## What the exercise asks
Copy out the records precisely, omitting pictures.

(Front-end source files)
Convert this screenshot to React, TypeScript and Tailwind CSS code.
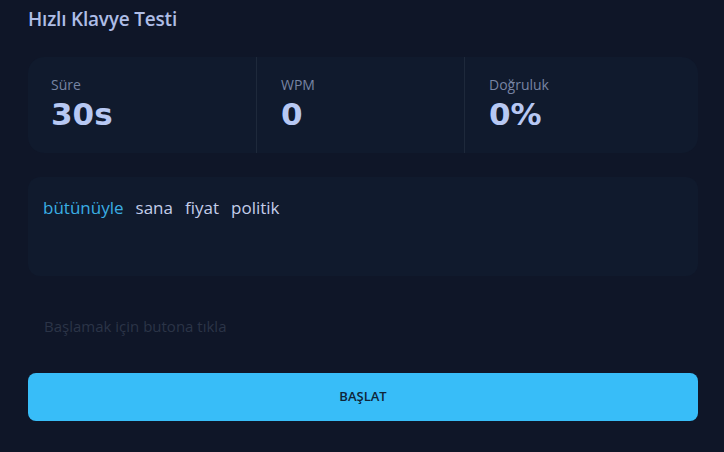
const words = ["bütünüyle", "sana", "fiyat", "politik"];

const stats = [
  { label: "Süre", value: "30s" },
  { label: "WPM", value: "0" },
  { label: "Doğruluk", value: "0%" },
];

export default function App() {
  return (
    <div
      className="min-h-[452px] w-full bg-[#0f1628] pl-[28px] pr-[26px] pt-[7px] pb-[31px]"
      style={{ fontFamily: '"Open Sans", "Noto Sans", sans-serif' }}
    >
      <h1 className="text-[19px] font-semibold leading-[25px] tracking-[-0.2px] text-[#aebde6]">
        Hızlı Klavye Testi
      </h1>

      <div className="mt-[25px] grid h-[96px] grid-cols-[228px_208px_1fr] rounded-2xl bg-[#101a2d]">
        {stats.map((s, i) => (
          <div
            key={s.label}
            className={
              i === 0
                ? "pt-[18px] pl-[23px]"
                : "border-l border-[#1e293b] pt-[18px] pl-[24px]"
            }
          >
            <div className="text-[14px] leading-[20px] text-[#7784a3]">{s.label}</div>
            <div
              className="mt-[1px] text-[31px] font-bold leading-[36px] text-[#b7c8f3]"
              style={{ fontFamily: '"DejaVu Sans", sans-serif' }}
            >
              {s.value}
            </div>
          </div>
        ))}
      </div>

      <div className="mt-[24px] flex h-[99px] items-start gap-[12px] rounded-xl bg-[#101a2d] px-[15px] pt-[19px]">
        {words.map((w, i) => (
          <span
            key={w}
            className={
              i === 0
                ? "text-[17px] leading-[24px] text-[#3aaee4]"
                : "text-[17px] leading-[24px] text-[#c3cdea]"
            }
          >
            {w}
          </span>
        ))}
      </div>

      <p className="mt-[40px] pl-[16px] text-[15px] leading-[20px] text-[#2b3447]">
        Başlamak için butona tıkla
      </p>

      <button className="mt-[37px] flex h-[48px] w-full items-center justify-center rounded-lg bg-[#38bdf8] text-[13px] font-semibold text-[#0f2538]">
        BAŞLAT
      </button>
    </div>
  );
}
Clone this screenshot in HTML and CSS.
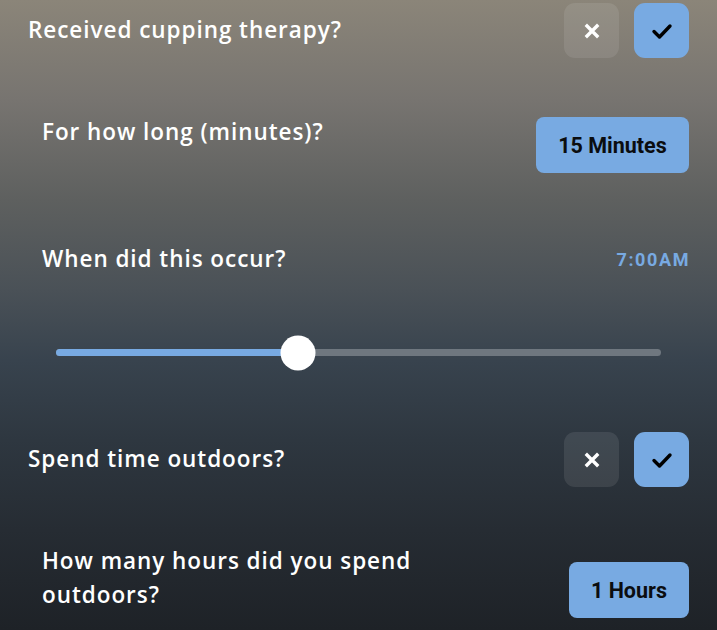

## The completed task
Convert this screenshot to React, TypeScript and Tailwind CSS code.
const words = ["bütünüyle", "sana", "fiyat", "politik"];

const stats = [
  { label: "Süre", value: "30s" },
  { label: "WPM", value: "0" },
  { label: "Doğruluk", value: "0%" },
];

export default function App() {
  return (
    <div
      className="min-h-[452px] w-full bg-[#0f1628] pl-[28px] pr-[26px] pt-[7px] pb-[31px]"
      style={{ fontFamily: '"Open Sans", "Noto Sans", sans-serif' }}
    >
      <h1 className="text-[19px] font-semibold leading-[25px] tracking-[-0.2px] text-[#aebde6]">
        Hızlı Klavye Testi
      </h1>

      <div className="mt-[25px] grid h-[96px] grid-cols-[228px_208px_1fr] rounded-2xl bg-[#101a2d]">
        {stats.map((s, i) => (
          <div
            key={s.label}
            className={
              i === 0
                ? "pt-[18px] pl-[23px]"
                : "border-l border-[#1e293b] pt-[18px] pl-[24px]"
            }
          >
            <div className="text-[14px] leading-[20px] text-[#7784a3]">{s.label}</div>
            <div
              className="mt-[1px] text-[31px] font-bold leading-[36px] text-[#b7c8f3]"
              style={{ fontFamily: '"DejaVu Sans", sans-serif' }}
            >
              {s.value}
            </div>
          </div>
        ))}
      </div>

      <div className="mt-[24px] flex h-[99px] items-start gap-[12px] rounded-xl bg-[#101a2d] px-[15px] pt-[19px]">
        {words.map((w, i) => (
          <span
            key={w}
            className={
              i === 0
                ? "text-[17px] leading-[24px] text-[#3aaee4]"
                : "text-[17px] leading-[24px] text-[#c3cdea]"
            }
          >
            {w}
          </span>
        ))}
      </div>

      <p className="mt-[40px] pl-[16px] text-[15px] leading-[20px] text-[#2b3447]">
        Başlamak için butona tıkla
      </p>

      <button className="mt-[37px] flex h-[48px] w-full items-center justify-center rounded-lg bg-[#38bdf8] text-[13px] font-semibold text-[#0f2538]">
        BAŞLAT
      </button>
    </div>
  );
}
Clone this screenshot in HTML and CSS.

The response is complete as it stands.